/ 16 October 1998

Lion’s welcome for Soyinka

The Nobel laureate’s visit to Lagos is the embodiment of hope and as good as a permanent return, Alex Duval Smith reports from Lagos

After four years in exile, Nigeria’s most high-profile campaigner against military rule, Wole Soyinka, came home on Wednesday night. All the men and women guarding Lagos airport made sure their fatigues were shipshape and their boots shiny.

“He is our Great Lion. Welcome Great Lion!” said a private holding his machine gun aloft in the exuberant crowd which flooded the airport.

White-maned, bespectacled and wearing an elegant beige shirt, Nigeria’s 1986 winner of the Nobel Prize for Literature strode into the crowd. Never short of a word to say, this time it was just: “It is great to be home. Thank you for the welcome. Now let’s get on with it.”

The Soyinka Welcome Committee – reinforced by hundreds of Lagosians who had heard rumour of the 64-year- old writer’s arrival on a flight from Frankfurt – came in their own uniform: T-shirts and caps marked “Welcome Kongi” – after the title character in Kongi’s Harvest – and “Our own WS”.

It was de rigueur to have a badge marked “WS pass” – in Nigeria, Soyinka is known as “WS” or “the Prof”.

As the crowd became more pushy, the military became more jittery and Soyinka betrayed that he, perhaps, had grown a little unused to African exuberance, a spontaneous unison chorus in his native Yoruba filled the gigantic hall: “She daada le de, e kaabo! [We hope you arrived well, welcome!]”

In four years since he left Nigeria in disgust at the late General Sani Abacha’s ruthless regime, Soyinka’s crusade against “rule by guns, boots, loot, whip, whims, decrees and prison bars” has taken him to dozens of airports all over the world.

But to Africa’s most populous nation, his arrival last night at Murtala Muhammed airport, if only for a six-day visit, was the embodiment of hope and as good as a permanent return.

“We need his clarity of ideas. He is one of the few who can nudge this society in the right direction,” said Odia Ofeimun, whose poetry was discovered by Soyinka and who just retired as president of the Association of Nigerian Authors.

“I was just a labourer and I took him my poems. He said, `Are you sure you wrote these?’ and had them published,” said Ofeimun.

Among the less eloquent, the overwhelming sentiment was that “Soyinka cares about all people,” as Victoria Salia, queuing for a delayed flight to Abidjan, Cte d’Ivoire, said.

“He is not a tribalist, he is like us all – Yoruba, Ibo or Hausa – a Nigerian,” said David Olayiwolaojo, wearing a “Soyinka for democracy” paper sunshade. Such sentiments of unity from Nigerians are usually reserved to the terraces when the Super Eagles, the national football team, are playing.

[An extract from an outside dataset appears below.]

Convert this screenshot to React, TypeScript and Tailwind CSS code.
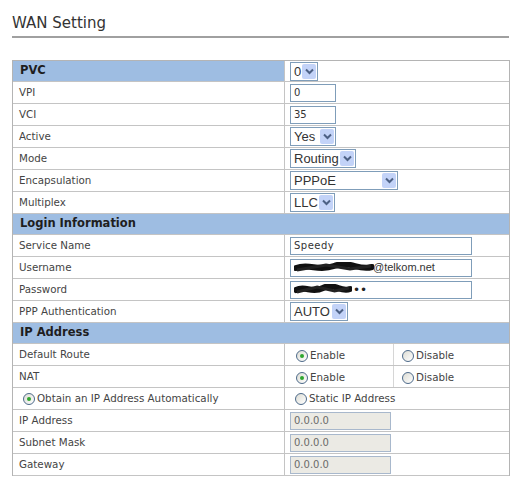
import React from "react";

const font = { fontFamily: '"DejaVu Sans", Verdana, sans-serif' };

function Chevron() {
  return (
    <svg width="9" height="7" viewBox="0 0 9 7">
      <path d="M1 1.5 L4.5 5 L8 1.5" fill="none" stroke="#4d6185" strokeWidth="2" />
    </svg>
  );
}

function Select({ value, width }: { value: string; width: string }) {
  return (
    <div
      className={`flex h-[19px] items-center justify-between border border-[#7f9db9] bg-white pl-[3px] ${width}`}
    >
      <span className="text-[13px] leading-none text-[#333] [font-family:'Liberation_Sans',Arial,sans-serif]">
        {value}
      </span>
      <span className="m-[1px] flex h-[15px] w-[14px] items-center justify-center rounded-[2px] bg-[#c3d3f8]">
        <Chevron />
      </span>
    </div>
  );
}

function Input({
  value,
  width,
  disabled,
  children,
}: {
  value?: string;
  width: string;
  disabled?: boolean;
  children?: React.ReactNode;
}) {
  return (
    <div
      className={`flex h-[18px] items-center border px-[3px] text-[10px] leading-none ${width} ${
        disabled
          ? "border-[#a8b8cc] bg-[#ebeae4] text-[#6a6a6a]"
          : "border-[#7f9db9] bg-white text-[#333]"
      }`}
    >
      {children ?? value}
    </div>
  );
}

function Radio({ checked }: { checked?: boolean }) {
  return (
    <span className="flex h-[12px] w-[12px] shrink-0 items-center justify-center rounded-full border border-[#4d6a8a] bg-gradient-to-br from-[#dcdcd4] to-white">
      {checked && <span className="h-[4px] w-[4px] rounded-full bg-[#2fa62f]" />}
    </span>
  );
}

function Header({ title, split }: { title: string; split?: boolean }) {
  return (
    <div className="flex h-[21px] border-b border-[#c4c4c4]">
      <div className="flex w-[271px] items-center bg-[#9ebde2] pl-[7px] text-[11.5px] font-bold text-[#1e1e1e]">
        {title}
      </div>
      <div
        className={`flex flex-1 items-center border-l border-[#c4c4c4] pl-[5px] ${
          split ? "bg-white" : "border-l-[#9ebde2] bg-[#9ebde2]"
        }`}
      >
        {split && <Select value="0" width="w-[28px]" />}
      </div>
    </div>
  );
}

function Row({ label, children }: { label: React.ReactNode; children?: React.ReactNode }) {
  return (
    <div className="flex h-[22px] border-b border-[#c4c4c4]">
      <div className="flex w-[271px] items-center pl-[6px] text-[10.3px] text-[#444]">{label}</div>
      <div className="flex flex-1 items-center border-l border-[#c4c4c4] pl-[5px]">{children}</div>
    </div>
  );
}

function RadioPair() {
  return (
    <div className="flex h-full flex-1 items-stretch">
      <div className="flex w-[103px] items-center gap-[2px] pl-[6px] pt-[3px] text-[10.3px] text-[#444]">
        <Radio checked />
        <span>Enable</span>
      </div>
      <div className="flex flex-1 items-center gap-[2px] border-l border-[#d6d6d6] pl-[8px] pt-[3px] text-[10.3px] text-[#444]">
        <Radio />
        <span>Disable</span>
      </div>
    </div>
  );
}

function Scribble({ width }: { width: number }) {
  return (
    <svg width={width} height="11" viewBox={`0 0 ${width} 11`}>
      <path
        d={`M2 6 C ${width * 0.2} 1, ${width * 0.3} 10, ${width * 0.5} 4 S ${width * 0.8} 9, ${width - 2} 5`}
        fill="none"
        stroke="#111"
        strokeWidth="6"
        strokeLinecap="round"
      />
      <path
        d={`M3 8 L ${width * 0.4} 3 L ${width * 0.7} 7 L ${width - 3} 4`}
        fill="none"
        stroke="#222"
        strokeWidth="3"
      />
    </svg>
  );
}

export default function App() {
  return (
    <div className="h-[478px] w-[512px] overflow-hidden bg-white" style={font}>
      <div className="ml-[12px] w-[497px] pt-[14px]">
        <h1 className="text-[15px] leading-[18px] text-[#333]">WAN Setting</h1>
        <div className="mt-[4px] h-[2px] bg-[#a0a0a0]" />
      </div>

      <div className="ml-[12px] mt-[22px] w-[498px] border border-b-0 border-[#b4b4b4]">
        <Header title="PVC" split />
        <Row label="VPI">
          <Input value="0" width="w-[46px]" />
        </Row>
        <Row label="VCI">
          <Input value="35" width="w-[46px]" />
        </Row>
        <Row label="Active">
          <Select value="Yes" width="w-[46px]" />
        </Row>
        <Row label="Mode">
          <Select value="Routing" width="w-[66px]" />
        </Row>
        <Row label="Encapsulation">
          <Select value="PPPoE" width="w-[108px]" />
        </Row>
        <Row label="Multiplex">
          <Select value="LLC" width="w-[45px]" />
        </Row>

        <Header title="Login Information" />
        <Row label="Service Name">
          <Input width="w-[182px]">
            <span className="tracking-[0.5px]">Speedy</span>
          </Input>
        </Row>
        <Row label="Username">
          <Input width="w-[182px]">
            <span className="flex items-center text-[11px]">
              <Scribble width={80} />
              <span className="-ml-[1px] [font-family:'Liberation_Sans',Arial,sans-serif]">@telkom.net</span>
            </span>
          </Input>
        </Row>
        <Row label="Password">
          <Input width="w-[182px]">
            <span className="flex items-center">
              <Scribble width={58} />
              <span className="ml-[1px] text-[12px] leading-none text-[#222]">••</span>
            </span>
          </Input>
        </Row>
        <Row label="PPP Authentication">
          <Select value="AUTO" width="w-[58px]" />
        </Row>

        <Header title="IP Address" />
        <Row label="Default Route">
          <RadioPair />
        </Row>
        <Row label="NAT">
          <RadioPair />
        </Row>
        <div className="flex h-[22px] border-b border-[#c4c4c4]">
          <div className="flex w-[271px] items-center gap-[2px] pl-[10px] text-[10.3px] text-[#444]">
            <Radio checked />
            <span>Obtain an IP Address Automatically</span>
          </div>
          <div className="flex flex-1 items-center gap-[2px] border-l border-[#c4c4c4] pl-[10px] text-[10.3px] text-[#444]">
            <Radio />
            <span>Static IP Address</span>
          </div>
        </div>
        <Row label="IP Address">
          <Input value="0.0.0.0" width="w-[101px]" disabled />
        </Row>
        <Row label="Subnet Mask">
          <Input value="0.0.0.0" width="w-[101px]" disabled />
        </Row>
        <Row label="Gateway">
          <Input value="0.0.0.0" width="w-[101px]" disabled />
        </Row>
      </div>
    </div>
  );
}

For Segun Akinwande, a 23-year-old economics student, the return of “the Prof” meant “he will take care of us. He will take care of knowledge and see to it that our teachers and lecturers get paid and that we have fellowships and books again”, he said.

But Soyinka, who was whisked from the airport to the nearby house of the late Chief Moshood Abiola, where he was to pay his respects, returns to Nigeria with mixed feelings.

He left the country in 1994, shortly after Abiola, who died in July, had been jailed by the late Abacha for proclaiming himself victor of the 1993 presidential elections which were annulled by the military.

In New York, three weeks ago, he presented the present Nigerian military leader, General Abdulsalami Abubakar, with a 10-point list of shortcomings he perceives in the current plan to bring about democracy.

In the next few days – Soyinka’s engagements include a lecture at Lagos law school on Friday and several political meetings – he is certain to step up his criticism.

But while Soyinka treads “the road which waits, famished” – the famous line from his poem Death in the Dawn, borrowed for the title of Ben Okri’s novel – the returning exile must also be sensitive to the optimism Nigerians feel for Abubakar’s reform plans.